What followed was all too typical of the Jim Crow era. Thomas managed to escape detention but was set upon by a posse of racists numbering, according to one account, as many as 1,000. He was caught and brutally murdered. The other three men were tortured, two of them confessing under duress. No evidence was presented other than these confessions, and the U.S. Supreme Court later threw out the convictions of Irvin and Shepherd.

The local sheriff, Willis McCall, supposedly taking the men for a hearing in November 1951, shot them in cold blood, claiming he acted in self-defense. Irvin only survived because he feigned death. He was later retried and only narrowly escaped the death penalty, with his sentence commuted to life in prison. He was paroled only in 1968, one year before he died. Charles Greenlee was the only one of the defendants who got more than a slight taste of freedom, having been paroled in 1962 and living another 50 years.

Lake County Circuit Court Judge Heidi Davis granted a motion from the state, voiding the convictions and dismissing the indictments of the Groveland Four. Local state attorney Bill Gladson said that new evidence had come to light. The authorities had recently spoken with a grandson of the state attorney who prosecuted the case decades ago. The grandson told investigators that he had found correspondence that convinced him that both the original judge and the prosecutor knew that no rape had occurred.

Carol Greenlee, the daughter of Charles, who was present in the courtroom when his conviction, as well as the charges against the others, were vacated, said that her father often found it too painful to recount his ordeal, but that she had persisted on his behalf and on behalf of many others. The nephew of Ernest Thomas, on the occasion of his uncle’s exoneration, similarly expressed the hope that other victims of similar frame-ups would also have their names cleared, even if they were not alive to see that day.

The case of the Groveland Four also played a significant role in another act of racist terror during this period. Florida NAACP leader Harry T. Moore and his wife Harriette Moore were killed by a bomb blast at their home on Christmas Day 1951. Less than a month earlier, Moore had written an angry letter to the Governor of Florida demanding answers in the case of the incident in which Sheriff McCall killed Shepherd and seriously wounded Irvin. Moore was well known and bitterly hated by local authorities and especially by active members of the Ku Klux Klan. Moore’s murder was never solved, although there can be little doubt as to who was behind it.

Less than four years later came the brutal murder of 14-year-old Emmett Till, Jr. for allegedly whistling at a white woman. The murder of Till was an act of racist terror that ignited the mass movement, Southern-based but with active involvement from the North, which eventually dismantled the system of rigid segregation and second-class citizenship in those states that were the heart of the slave power before the Civil War.

Although Jim Crow is gone, the history of the struggle against it must be studied and understood by new generations of workers and youth maturing in today’s political climate.
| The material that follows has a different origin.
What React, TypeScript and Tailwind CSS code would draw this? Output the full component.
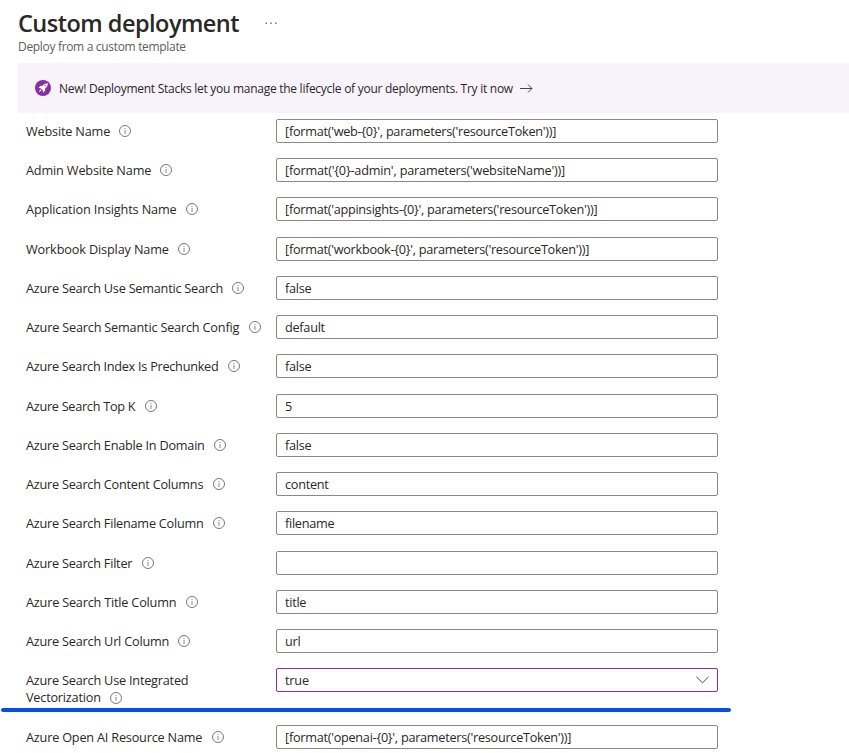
import React from 'react';

type Field = { label: string; width: string; value: string; tracking?: string; valueTracking?: string };

const fields: Field[] = [
  { label: 'Website Name', width: 'w-[84px]', tracking: 'tracking-[-0.18px]', value: "[format('web-{0}', parameters('resourceToken'))]" },
  { label: 'Admin Website Name', width: 'w-[125px]', tracking: 'tracking-[-0.16px]', value: "[format('{0}-admin', parameters('websiteName'))]", valueTracking: 'tracking-[-0.2px]' },
  { label: 'Application Insights Name', width: 'w-[151px]', tracking: 'tracking-[-0.14px]', value: "[format('appinsights-{0}', parameters('resourceToken'))]" },
  { label: 'Workbook Display Name', width: 'w-[143px]', tracking: 'tracking-[-0.14px]', value: "[format('workbook-{0}', parameters('resourceToken'))]" },
  { label: 'Azure Search Use Semantic Search', width: 'w-[197px]', value: 'false' },
  { label: 'Azure Search Semantic Search Config', width: 'w-[214px]', tracking: 'tracking-[-0.19px]', value: 'default' },
  { label: 'Azure Search Index Is Prechunked', width: 'w-[193px]', tracking: 'tracking-[-0.26px]', value: 'false' },
  { label: 'Azure Search Top K', width: 'w-[110px]', tracking: 'tracking-[-0.28px]', value: '5' },
  { label: 'Azure Search Enable In Domain', width: 'w-[179px]', value: 'false' },
  { label: 'Azure Search Content Columns', width: 'w-[178px]', value: 'content' },
  { label: 'Azure Search Filename Column', width: 'w-[178px]', value: 'filename' },
  { label: 'Azure Search Filter', width: 'w-[107px]', value: '' },
  { label: 'Azure Search Title Column', width: 'w-[151px]', tracking: 'tracking-[-0.2px]', value: 'title' },
  { label: 'Azure Search Url Column', width: 'w-[143px]', tracking: 'tracking-[-0.21px]', value: 'url' },
];

function InfoIcon() {
  return (
    <svg className="mt-[6px] ml-[9px] size-3 shrink-0" viewBox="0 0 12 12" fill="none">
      <circle cx="6" cy="6" r="5.5" stroke="#6b6967" strokeWidth="0.9" />
      <path d="M6 5v4" stroke="#8a8886" />
      <path d="M6 3v1.1" stroke="#8a8886" />
    </svg>
  );
}

function TextBox({ value, tracking = 'tracking-[-0.27px]' }: { value: string; tracking?: string }) {
  return (
    <div className="h-6 w-[442px] rounded-[2px] border border-[#8a8886] px-2 leading-[22px] whitespace-pre">
      <span className={tracking}>{value}</span>
    </div>
  );
}

function Row({ label, width, value, tracking = 'tracking-[-0.23px]', valueTracking }: Field) {
  return (
    <div className="flex h-[39.25px] items-start">
      <div className="flex w-[250px] shrink-0">
        <span className={`${width} ${tracking} shrink-0 leading-6 whitespace-nowrap`}>{label}</span>
        <InfoIcon />
      </div>
      <TextBox value={value} tracking={valueTracking} />
    </div>
  );
}

export default function App() {
  return (
    <div className="relative h-[753px] w-[849px] overflow-hidden bg-white font-['Open_Sans',sans-serif] text-[12.7px] text-[#292827]">
      <header className="h-[63px] pt-[7px] pl-[18px]">
        <div className="flex h-8 items-start">
          <h1 className="w-[221px] text-[23.5px] leading-8 font-semibold tracking-[-0.52px] whitespace-nowrap">Custom deployment</h1>
          <svg className="mt-[15px] ml-[26px] h-[3px] w-3" viewBox="0 0 12 3" fill="#605e5c">
            <rect x="0.5" y="0.5" width="1.4" height="1.4" />
            <rect x="5.3" y="0.5" width="1.4" height="1.4" />
            <rect x="10.1" y="0.5" width="1.4" height="1.4" />
          </svg>
        </div>
        <p className="text-[12px] leading-4 tracking-[-0.32px] text-[#605e5c]">Deploy from a custom template</p>
      </header>

      <div className="ml-[18px] flex h-[50px] items-center rounded-l-[2px] bg-[#f8f3fb] pl-[17px]">
        <svg className="size-4" viewBox="0 0 16 16">
          <circle cx="8" cy="8" r="8" fill="#8a2da5" />
          <path d="M12.8 3.2c-2.3 0-4.1.9-5.3 2.6L5.2 6 3.4 8l2.3.2 2.1 2.1.2 2.4 2-1.9.2-2.3c1.8-1.2 2.6-3 2.6-5.3z" fill="#fff" />
          <path d="M5.4 9.3 3.7 12.3 6.7 10.6z" fill="#fff" />
          <circle cx="10.2" cy="5.8" r="0.7" fill="#8a2da5" />
        </svg>
        <span className="ml-2 w-[454px] pt-[2px] text-[12px] tracking-[-0.27px] whitespace-nowrap">
          New! Deployment Stacks let you manage the lifecycle of your deployments. Try it now
        </span>
        <svg className="ml-[7px] h-[10px] w-[13px]" viewBox="0 0 13 10" fill="none" stroke="#484644">
          <path d="M0 5.5h12M8 1.5l4 4-4 4" />
        </svg>
      </div>

      <main className="pt-[5.9px] pl-[26px]">
        {fields.map((field) => (
          <Row key={field.label} {...field} />
        ))}
        <div className="flex h-[56.75px] items-start">
          <div className="w-[250px] shrink-0 pt-[4px] leading-[17px] tracking-[-0.21px]">
            <div>Azure Search Use Integrated</div>
            <div className="flex">
              <span className="w-[75px]">Vectorization</span>
              <span className="-mt-[3px] flex"><InfoIcon /></span>
            </div>
          </div>
          <div className="flex h-6 w-[442px] items-center justify-between rounded-[2px] border border-[#8a2da5] pr-2 pl-2">
            <span className="tracking-[-0.2px]">true</span>
            <svg className="h-[8px] w-[13px]" viewBox="0 0 13 8" fill="none" stroke="#484644">
              <path d="M.4.8l6.1 6 6.1-6" />
            </svg>
          </div>
        </div>
        <Row label="Azure Open AI Resource Name" width="w-[177px]" tracking="tracking-[-0.2px]" value="[format('openai-{0}', parameters('resourceToken'))]" />
      </main>

      <div className="absolute top-[708px] left-px h-1 w-[730px] rounded-full bg-[#0550e4]" />
    </div>
  );
}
Racism and xenophobia are indelibly associated with the name of the fascistic former president, the same Donald Trump who took out full-page newspaper advertisements in 1989 calling for the death penalty against the Central Park 5, the black teenagers falsely accused of sexually assaulting a white jogger in New York. The men were exonerated years later, but Trump has never taken back his filthy racist demagogy.

Florida Republicans, including Governor Ron DeSantis, speak loudly of rectifying 72-year-old frame-ups while their party is fully embracing the xenophobia and fascistic demagogy of Trump, and is energetically working to roll back the voting rights that were won during the peak of the civil rights struggles in the 1960s. These forces are also embracing murderous vigilantism such as that of Kyle Rittenhouse, whose acquittal in a Wisconsin court last week was universally celebrated in ultra-right circles. Only 200 miles north of Groveland, Florida, the case of the three men who shot and killed Ahmaud Arbery, another case of racist vigilantism in which the killers make the phony claim of self-defense, has gone to the jury.

The Democrats, meanwhile, rely on racial and gender identity politics, which only play into the hands of the racists and the fascist militias. The case of the Groveland Four shows the danger of this reactionary politics. Just as the Groveland accused were denied their rights of due process and railroaded to prison without evidence other than the claim of the young woman who accused them, so today the #MeToo campaign is undermining due process and other basic legal and constitutional rights. The context may be different, but the example of the Groveland Four, like that of the Scottsboro Boys and numerous others, shows where these attacks can lead and who benefits from them.